Livres Hebdo : Le club des enfants perdus (P.O.L.) de Rebecca Lighieri (pseudonyme d'Emmanuelle Bayamack-Tam), en lice pour le prix Goncourt des lycéens, est accusé par plusieurs associations d’extrême droite d’être pornographique, ainsi que de faire l’apologie de l’inceste et du suicide. Que leur répondez-vous ?
Philippe Claudel : Je n’ai pas à répondre directement à ces associations, à qui cette polémique offre par ailleurs une publicité incroyable. Je me contenterai de rappeler que l’Académie Goncourt établit sa liste en toute indépendance, intégrité et honnêteté, sur la base de ses nombreuses lectures effectuées de mai à septembre. En établissant la première liste du prix Goncourt, à aucun moment nous ne nous posons la question de savoir si un livre pressenti pourrait heurter, plaire, déplaire, charmer ou révulser les jeunes lecteurs du prix Goncourt des lycéens. Car je rappelle que le prix Goncourt des lycéens est une émanation du prix Goncourt, et non l’inverse. Il serait extrêmement dommageable que nous ayons à penser au jeune public en établissant notre première liste.
L’argument qui revient le plus souvent est l’inadéquation entre certains passages et la jeunesse des lycéens…
Il ne faut pas oublier que les professeurs s’engagent dans l’aventure du prix Goncourt des lycéens avec une classe qu’ils connaissent. C’est à eux qu’il appartient de juger si leurs élèves ont le cœur, la maturité ou l’âge de lire tel ou tel livre de la sélection. J’ai moi-même, pendant longtemps, été professeur et même si je n’ai pas participé au Goncourt des lycéens comme enseignant, je peux vous dire qu’un professeur est en contact quotidien avec sa classe, qu’il en connaît les capacités de lecture et son degré de maturité. J’ajoute qu’il n’est jamais obligatoire de lire la quinzaine de livres de la sélection, ce qui serait de toute façon compliqué en deux mois. Ce sont les professeurs qui orientent vers une sélection de livres après avoir échangé avec leurs élèves. Enfin, je rappelle que chacun a le droit fondamental d’arrêter sa lecture quand il le souhaite. Si un livre choque, irrite ou ennuie, il suffit de le refermer.

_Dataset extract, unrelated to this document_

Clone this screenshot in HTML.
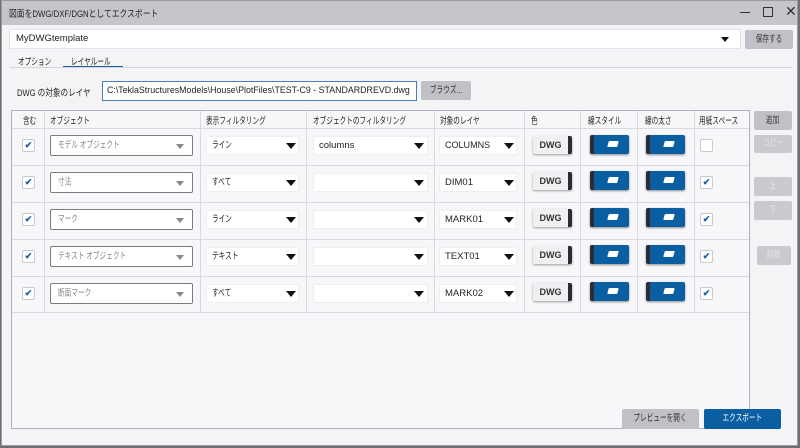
<!DOCTYPE html>
<html><head><meta charset="utf-8"><style>
*{box-sizing:border-box;margin:0;padding:0}
body{width:800px;height:448px;overflow:hidden;background:#6d6f75;font-family:"Liberation Sans","Noto Sans CJK JP",sans-serif;font-size:9.5px;color:#222;position:relative;white-space:nowrap}
.win{position:absolute;left:1px;top:0;width:797px;height:446px;background:#f4f4f6;border:1px solid #9a9ca2}
.a{position:absolute}
.j{display:inline-block;transform:scaleX(.7);transform-origin:left center}
.jc{display:inline-block;transform:scaleX(.7);transform-origin:center center}
.title{left:0;top:0;width:795px;height:24px;background:#c4c6cc}
.btn{position:absolute;background:#bfc1c7;border-radius:2px;text-align:center;color:#333;overflow:hidden}
.dis{background:#c9cacd;color:#e4e4e6}
.inp{position:absolute;background:#fff;border:1px solid #e2e3e6;overflow:hidden}
.tri{position:absolute;width:0;height:0;border-left:5px solid transparent;border-right:5px solid transparent;border-top:6px solid #111}
.cb{position:absolute;width:13px;height:13px;background:#fff;border:1px solid #c8cad0;border-radius:2px;color:#1b5da8;font-size:9px;line-height:11px;text-align:center;font-weight:bold}
.vl{position:absolute;width:1px;background:#d7d9de}
.hl{position:absolute;height:1px;background:#d7d9de}
.combo{position:absolute;background:#fff;border:1px solid #7a7c80;border-radius:2px;height:21px;color:#888;padding-left:7px;line-height:19px}
.combo .t2{position:absolute;right:8px;top:8px;border-left:4px solid transparent;border-right:4px solid transparent;border-top:5px solid #888;width:0;height:0}
.dd{position:absolute;background:#fff;height:19px;border:1px solid #eceef0;padding-left:5px;line-height:17px;color:#222}
.dwg{position:absolute;width:39px;height:18px;background:#f0f0f2;border-radius:2px;box-shadow:0 1px 2px #999;font-size:9px;font-weight:bold;text-align:center;line-height:18px;color:#333;border-right:4px solid #2a2d33}
.bl{position:absolute;width:39px;height:19px;background:#0a5fa3;border-left:4px solid #2a2d33;border-radius:2px;box-shadow:0 1px 2px #888}
.bl:after{content:"";position:absolute;left:14px;top:6px;width:10px;height:6px;background:#fff;border-radius:1px;transform:skewX(-15deg)}
.h{position:absolute;top:112px;color:#222}
</style></head><body>
<div class="win">
<div class="a title"></div>
<div class="a" style="left:7px;top:5px"><span class="j" style="transform:scaleX(.82)">図面をDWG/DXF/DGNとしてエクスポート</span></div>
<div class="a" style="left:738px;top:11px;width:10px;height:1px;background:#333"></div>
<div class="a" style="left:761px;top:6px;width:10px;height:10px;border:1px solid #333"></div>
<div class="a" style="left:783px;top:2px;font-size:14px;color:#333">✕</div>

<div class="inp" style="left:7px;top:28px;width:732px;height:20px;padding-left:6px;line-height:18px">MyDWGtemplate</div>
<div class="tri" style="left:719px;top:36px;border-width:5px 4px 0 4px"></div>
<div class="btn" style="left:743px;top:29px;width:48px;height:19px;line-height:19px"><span class="jc">保存する</span></div>

<div class="a" style="left:16px;top:53px"><span class="j">オプション</span></div>
<div class="a" style="left:69px;top:53px"><span class="j">レイヤルール</span></div>
<div class="a" style="left:61px;top:65px;width:60px;height:2px;background:#1b5da8"></div>
<div class="a" style="left:8px;top:66px;width:783px;height:1px;background:#d4d6da"></div>

<div class="a" style="left:15px;top:84px"><span class="j" style="transform:scaleX(.8)">DWG の対象のレイヤ</span></div>
<div class="inp" style="left:100px;top:80px;width:315px;height:20px;border:1px solid #4a7dc0;padding-left:4px;line-height:18px"><span class="j" style="transform:scaleX(.93)">C:\TeklaStructuresModels\House\PlotFiles\TEST-C9 - STANDARDREVD.dwg</span></div>
<div class="btn" style="left:419px;top:80px;width:50px;height:19px;line-height:19px"><span class="jc">ブラウズ...</span></div>

<div class="a" style="left:9px;top:109px;width:739px;height:319px;background:#f7f7fa;border:1px solid #a9b3c4"></div>
<div class="hl" style="left:10px;top:127px;width:737px"></div>
<div class="hl" style="left:10px;top:164px;width:737px"></div>
<div class="hl" style="left:10px;top:201px;width:737px"></div>
<div class="hl" style="left:10px;top:238px;width:737px"></div>
<div class="hl" style="left:10px;top:275px;width:737px"></div>
<div class="hl" style="left:10px;top:311px;width:737px"></div>
<div class="vl" style="left:42px;top:110px;height:202px"></div>
<div class="vl" style="left:198px;top:110px;height:202px"></div>
<div class="vl" style="left:304px;top:110px;height:202px"></div>
<div class="vl" style="left:432px;top:110px;height:202px"></div>
<div class="vl" style="left:522px;top:110px;height:202px"></div>
<div class="vl" style="left:578px;top:110px;height:202px"></div>
<div class="vl" style="left:635px;top:110px;height:202px"></div>
<div class="vl" style="left:692px;top:110px;height:202px"></div>

<div class="h" style="left:21px"><span class="j">含む</span></div>
<div class="h" style="left:48px"><span class="j">オブジェクト</span></div>
<div class="h" style="left:204px"><span class="j">表示フィルタリング</span></div>
<div class="h" style="left:311px"><span class="j">オブジェクトのフィルタリング</span></div>
<div class="h" style="left:438px"><span class="j">対象のレイヤ</span></div>
<div class="h" style="left:529px"><span class="j">色</span></div>
<div class="h" style="left:586px"><span class="j">線スタイル</span></div>
<div class="h" style="left:643px"><span class="j">線の太さ</span></div>
<div class="h" style="left:697px"><span class="j">用紙スペース</span></div>

<div class="cb" style="left:20px;top:138px">✔</div>
<div class="combo" style="left:48px;top:134px;width:143px"><span class="j">モデル オブジェクト</span><span class="t2"></span></div>
<div class="dd" style="left:204px;top:135px;width:93px"><span class="j">ライン</span></div><div class="tri" style="left:284px;top:142px"></div>
<div class="dd" style="left:311px;top:135px;width:115px">columns</div><div class="tri" style="left:412px;top:142px"></div>
<div class="dd" style="left:437px;top:135px;width:78px"><span class="j" style="transform:scaleX(.95)">COLUMNS</span></div><div class="tri" style="left:502px;top:142px"></div>
<div class="dwg" style="left:531px;top:135px">DWG</div>
<div class="bl" style="left:588px;top:134px"></div>
<div class="bl" style="left:644px;top:134px"></div>
<div class="cb" style="left:698px;top:138px"></div>

<div class="cb" style="left:20px;top:175px">✔</div>
<div class="combo" style="left:48px;top:171px;width:143px"><span class="j">寸法</span><span class="t2"></span></div>
<div class="dd" style="left:204px;top:172px;width:93px"><span class="j">すべて</span></div><div class="tri" style="left:284px;top:179px"></div>
<div class="dd" style="left:311px;top:172px;width:115px"></div><div class="tri" style="left:412px;top:179px"></div>
<div class="dd" style="left:437px;top:172px;width:78px">DIM01</div><div class="tri" style="left:502px;top:179px"></div>
<div class="dwg" style="left:531px;top:171px">DWG</div>
<div class="bl" style="left:588px;top:170px"></div>
<div class="bl" style="left:644px;top:170px"></div>
<div class="cb" style="left:698px;top:175px">✔</div>

<div class="cb" style="left:20px;top:212px">✔</div>
<div class="combo" style="left:48px;top:208px;width:143px"><span class="j">マーク</span><span class="t2"></span></div>
<div class="dd" style="left:204px;top:209px;width:93px"><span class="j">ライン</span></div><div class="tri" style="left:284px;top:216px"></div>
<div class="dd" style="left:311px;top:209px;width:115px"></div><div class="tri" style="left:412px;top:216px"></div>
<div class="dd" style="left:437px;top:209px;width:78px">MARK01</div><div class="tri" style="left:502px;top:216px"></div>
<div class="dwg" style="left:531px;top:208px">DWG</div>
<div class="bl" style="left:588px;top:207px"></div>
<div class="bl" style="left:644px;top:207px"></div>
<div class="cb" style="left:698px;top:212px">✔</div>

<div class="cb" style="left:20px;top:249px">✔</div>
<div class="combo" style="left:48px;top:245px;width:143px"><span class="j">テキスト オブジェクト</span><span class="t2"></span></div>
<div class="dd" style="left:204px;top:246px;width:93px"><span class="j">テキスト</span></div><div class="tri" style="left:284px;top:253px"></div>
<div class="dd" style="left:311px;top:246px;width:115px"></div><div class="tri" style="left:412px;top:253px"></div>
<div class="dd" style="left:437px;top:246px;width:78px">TEXT01</div><div class="tri" style="left:502px;top:253px"></div>
<div class="dwg" style="left:531px;top:245px">DWG</div>
<div class="bl" style="left:588px;top:244px"></div>
<div class="bl" style="left:644px;top:244px"></div>
<div class="cb" style="left:698px;top:249px">✔</div>

<div class="cb" style="left:20px;top:286px">✔</div>
<div class="combo" style="left:48px;top:282px;width:143px"><span class="j">断面マーク</span><span class="t2"></span></div>
<div class="dd" style="left:204px;top:283px;width:93px"><span class="j">すべて</span></div><div class="tri" style="left:284px;top:290px"></div>
<div class="dd" style="left:311px;top:283px;width:115px"></div><div class="tri" style="left:412px;top:290px"></div>
<div class="dd" style="left:437px;top:283px;width:78px">MARK02</div><div class="tri" style="left:502px;top:290px"></div>
<div class="dwg" style="left:531px;top:282px">DWG</div>
<div class="bl" style="left:588px;top:281px"></div>
<div class="bl" style="left:644px;top:281px"></div>
<div class="cb" style="left:698px;top:286px">✔</div>

<div class="btn" style="left:752px;top:110px;width:38px;height:19px;line-height:19px"><span class="jc">追加</span></div>
<div class="btn dis" style="left:752px;top:134px;width:38px;height:18px;line-height:18px"><span class="jc">コピー</span></div>
<div class="btn dis" style="left:752px;top:176px;width:38px;height:19px;line-height:19px"><span class="jc">上</span></div>
<div class="btn dis" style="left:752px;top:200px;width:38px;height:19px;line-height:19px"><span class="jc">下</span></div>
<div class="btn dis" style="left:755px;top:245px;width:34px;height:19px;line-height:19px"><span class="jc">削除</span></div>

<div class="btn" style="left:620px;top:408px;width:77px;height:20px;line-height:20px"><span class="jc">プレビューを開く</span></div>
<div class="btn" style="left:702px;top:408px;width:77px;height:20px;line-height:20px;background:#0a5fa3;color:#fff"><span class="jc">エクスポート</span></div>
</div>
</body></html>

On voudrait faire croire qu’il y a une injonction à la lecture de tous les titres de la sélection, mais ce n’est pas le cas.
Le livre de Rebecca Lighieri a-t-il été beaucoup choisi par les professeurs ?
Je ne sais pas. En revanche, Rebecca Lighieri a participé à plusieurs des rencontres qui se déroulent un peu partout en France, et regroupent des milliers de lycéens en présence de certains auteurs sélectionnés, et nous n’avons relevé aucun incident. Quand on regarde l’historique du Goncourt des lycéens, on s’aperçoit que beaucoup de livres étaient déjà « urticants », comme ceux de Michel Houellebecq, régulièrement sélectionnés, ou plus récemment, Le voyage dans l’est de Christine Angot en 2021, avant qu’elle rejoigne l’Académie, et il n’y a jamais eu de problème majeur. Dernièrement, il y a bien sûr l’exemple de Triste tigre de Neige Sinno, couronné l’an dernier du prix Goncourt des lycéens et qui aborde l’inceste.
En plébiscitant Neige Sinno l’an dernier, les lycéens ont-ils montré leur intérêt pour les sujets les plus difficiles ?
Aujourd’hui, les jeunes sont bombardés d’informations sur leurs écrans, leurs tablettes, sur les ondes, bien plus que ne l’ont été les générations précédentes. Je ne sais pas si cela les rend plus solides ou plus fragiles par rapport aux questions de société, mais je pense qu’ils continuent d’avoir besoin de l’accompagnement des adultes. On ne confronte jamais les ados tout seuls face à un livre ; c’est le rôle du professeur, mais aussi des parents d’accompagner vers la lecture, de dialoguer, d’expliquer. Le prix Goncourt des lycéens est autant un exercice de lecture que de parole autour de la lecture. Enfin, je conclurai en disant que je n’ai pas entendu ces voix qui dénoncent le livre de Rebecca Lighieri s’élever contre les livres de dark romance ou de new romance. Ces livres très majoritairement écrits par des jeunes femmes proposent des histoires qui mettent souvent en scène des violeurs manipulateurs et prédateurs avec des scènes de pornographie extrêmement soutenue. Et ils sont lus par de très jeunes gens.